_What you have to do_: Copy all of the material word for word, except for the pictures.

_Information supplied_:
▬▬▬

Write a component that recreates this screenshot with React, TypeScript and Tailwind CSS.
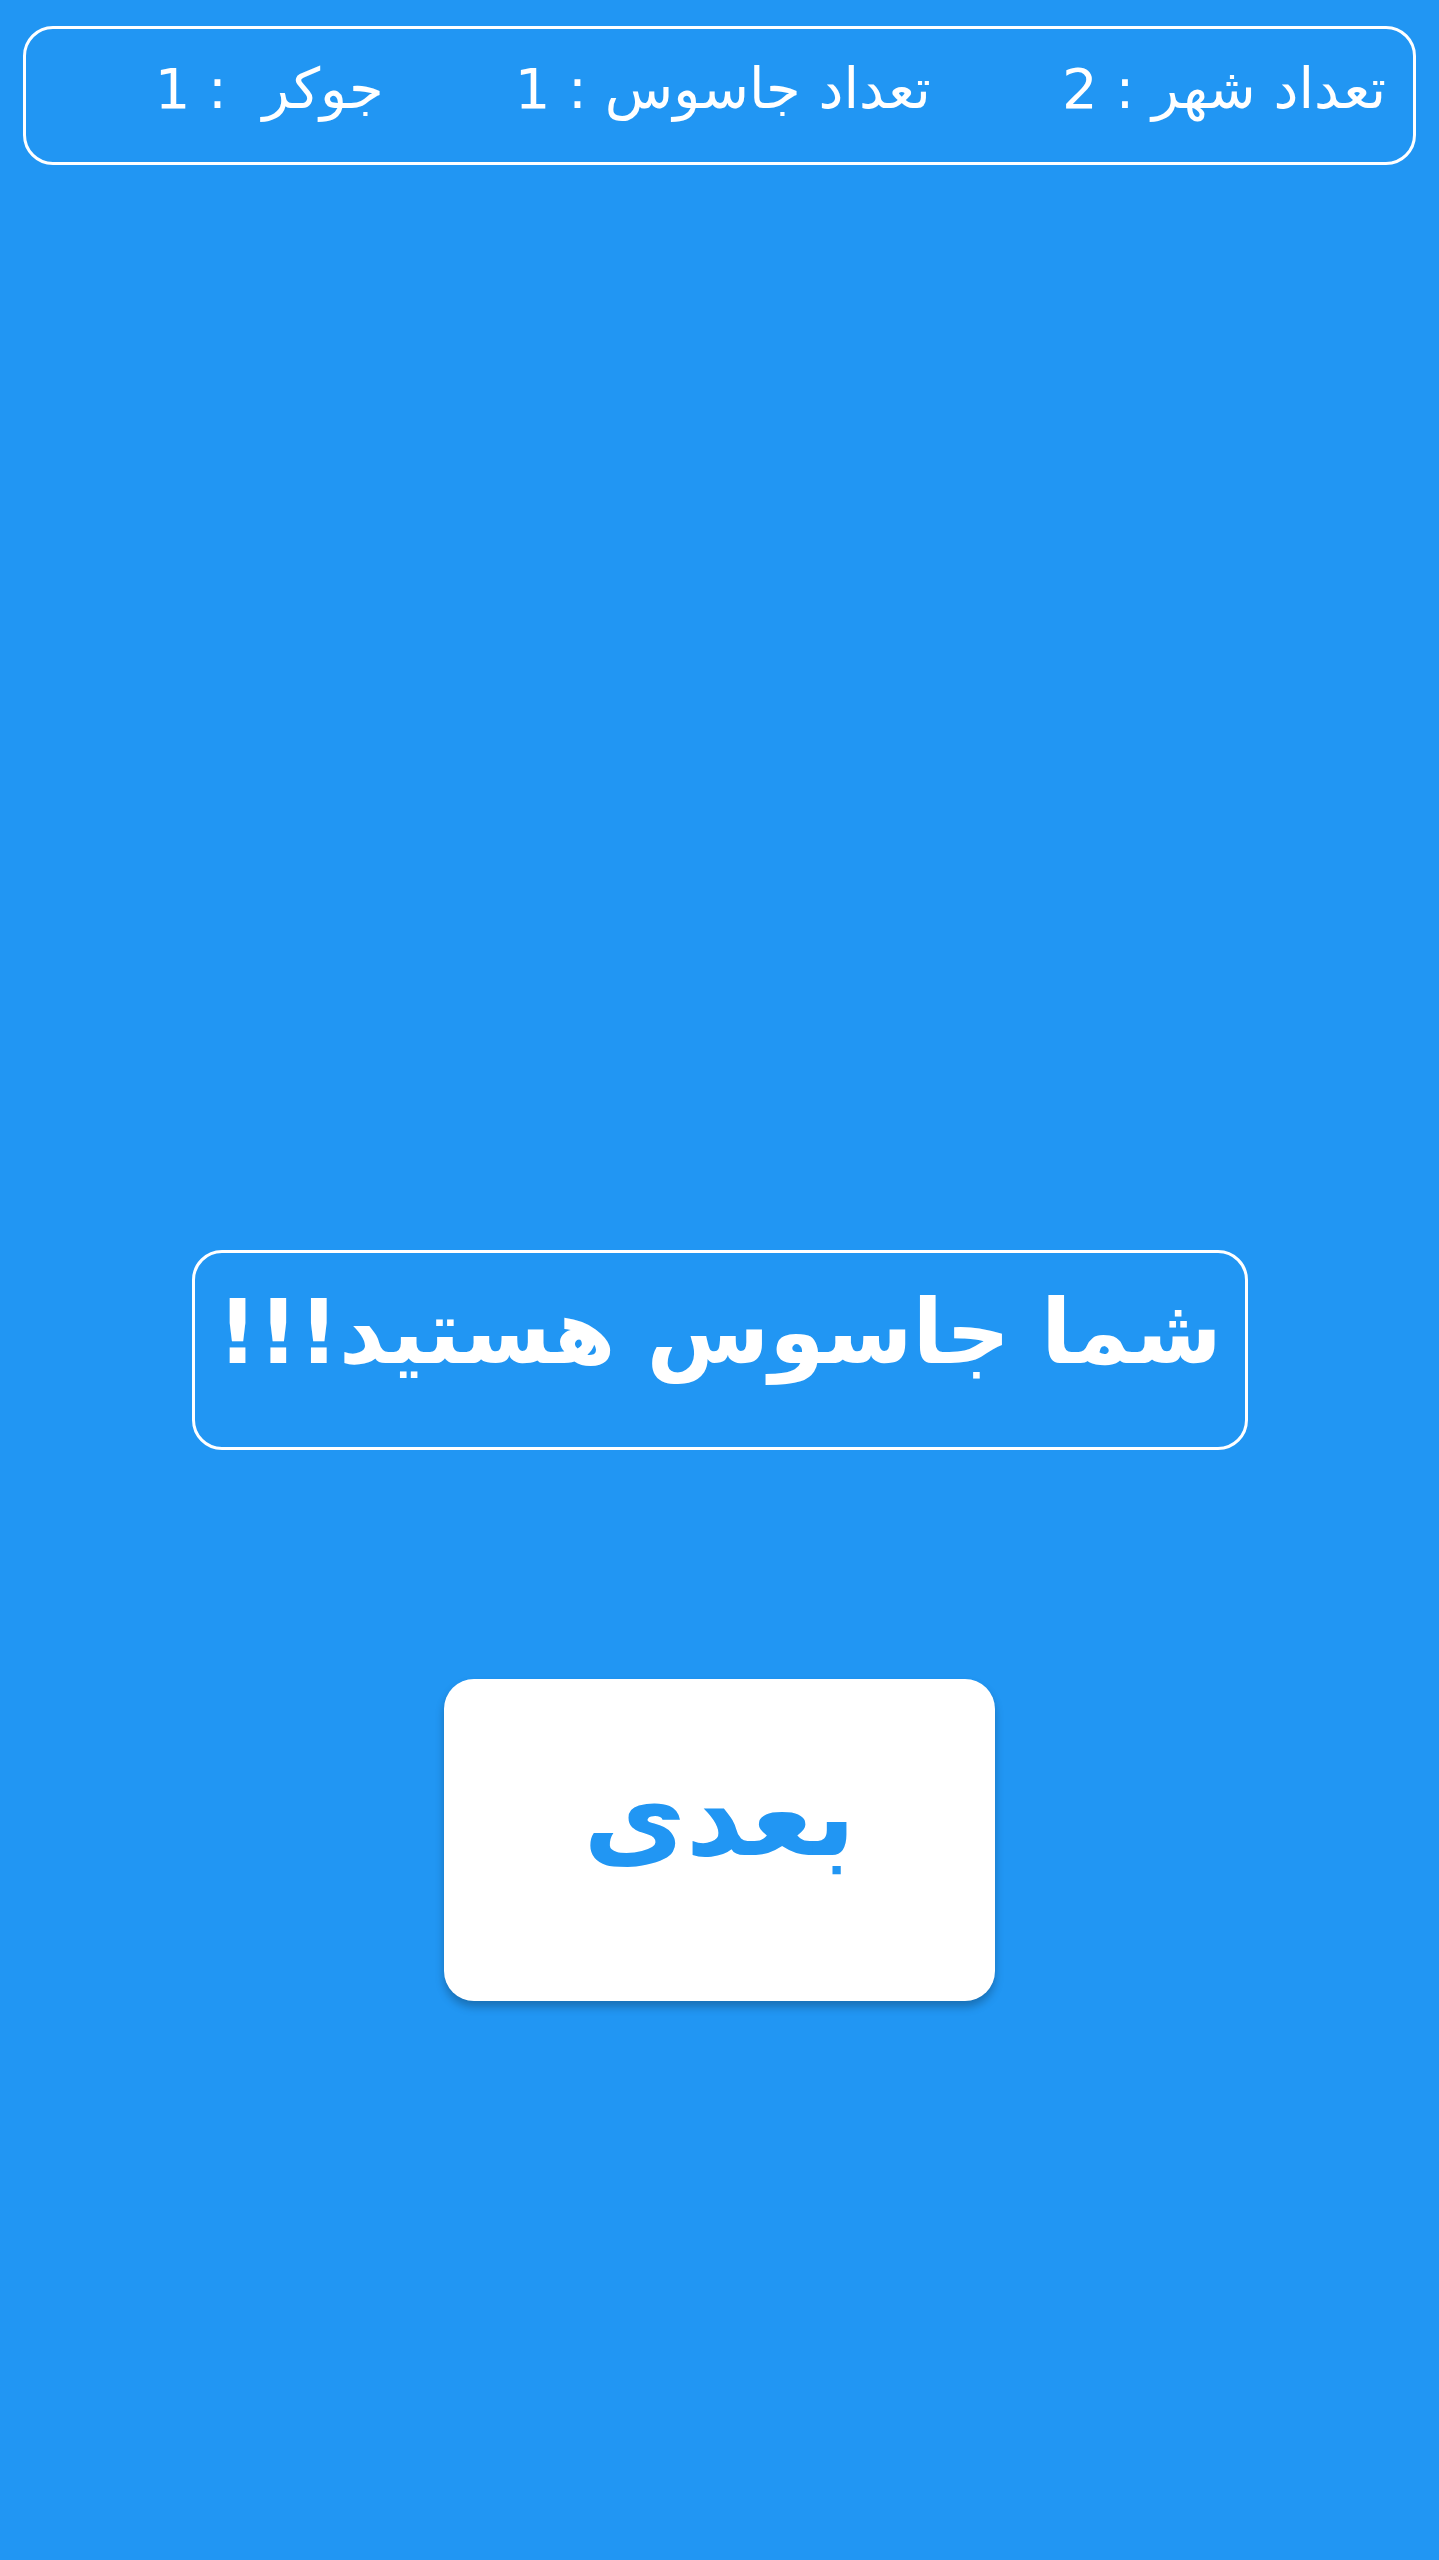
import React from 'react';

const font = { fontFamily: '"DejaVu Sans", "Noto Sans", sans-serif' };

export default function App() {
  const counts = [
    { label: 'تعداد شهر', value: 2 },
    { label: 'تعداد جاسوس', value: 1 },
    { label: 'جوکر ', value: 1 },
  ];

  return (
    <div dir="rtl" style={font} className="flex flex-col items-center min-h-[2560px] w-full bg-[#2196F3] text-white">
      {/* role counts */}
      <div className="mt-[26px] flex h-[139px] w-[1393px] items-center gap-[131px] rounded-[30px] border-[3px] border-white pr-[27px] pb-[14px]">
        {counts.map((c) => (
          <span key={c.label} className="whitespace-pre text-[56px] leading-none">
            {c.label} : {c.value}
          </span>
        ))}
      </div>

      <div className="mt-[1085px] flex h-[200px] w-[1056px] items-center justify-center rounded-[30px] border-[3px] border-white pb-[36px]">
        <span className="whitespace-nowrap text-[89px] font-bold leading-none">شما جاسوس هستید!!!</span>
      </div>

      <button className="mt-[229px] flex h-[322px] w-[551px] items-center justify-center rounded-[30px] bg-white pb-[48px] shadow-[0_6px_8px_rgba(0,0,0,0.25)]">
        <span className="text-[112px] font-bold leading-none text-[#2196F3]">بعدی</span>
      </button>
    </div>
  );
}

▬▬▬

_Written answer_:
Write a component that recreates this screenshot with React, TypeScript and Tailwind CSS.
import React from 'react';

const font = { fontFamily: '"DejaVu Sans", "Noto Sans", sans-serif' };

export default function App() {
  const counts = [
    { label: 'تعداد شهر', value: 2 },
    { label: 'تعداد جاسوس', value: 1 },
    { label: 'جوکر ', value: 1 },
  ];

  return (
    <div dir="rtl" style={font} className="flex flex-col items-center min-h-[2560px] w-full bg-[#2196F3] text-white">
      {/* role counts */}
      <div className="mt-[26px] flex h-[139px] w-[1393px] items-center gap-[131px] rounded-[30px] border-[3px] border-white pr-[27px] pb-[14px]">
        {counts.map((c) => (
          <span key={c.label} className="whitespace-pre text-[56px] leading-none">
            {c.label} : {c.value}
          </span>
        ))}
      </div>

      <div className="mt-[1085px] flex h-[200px] w-[1056px] items-center justify-center rounded-[30px] border-[3px] border-white pb-[36px]">
        <span className="whitespace-nowrap text-[89px] font-bold leading-none">شما جاسوس هستید!!!</span>
      </div>

      <button className="mt-[229px] flex h-[322px] w-[551px] items-center justify-center rounded-[30px] bg-white pb-[48px] shadow-[0_6px_8px_rgba(0,0,0,0.25)]">
        <span className="text-[112px] font-bold leading-none text-[#2196F3]">بعدی</span>
      </button>
    </div>
  );
}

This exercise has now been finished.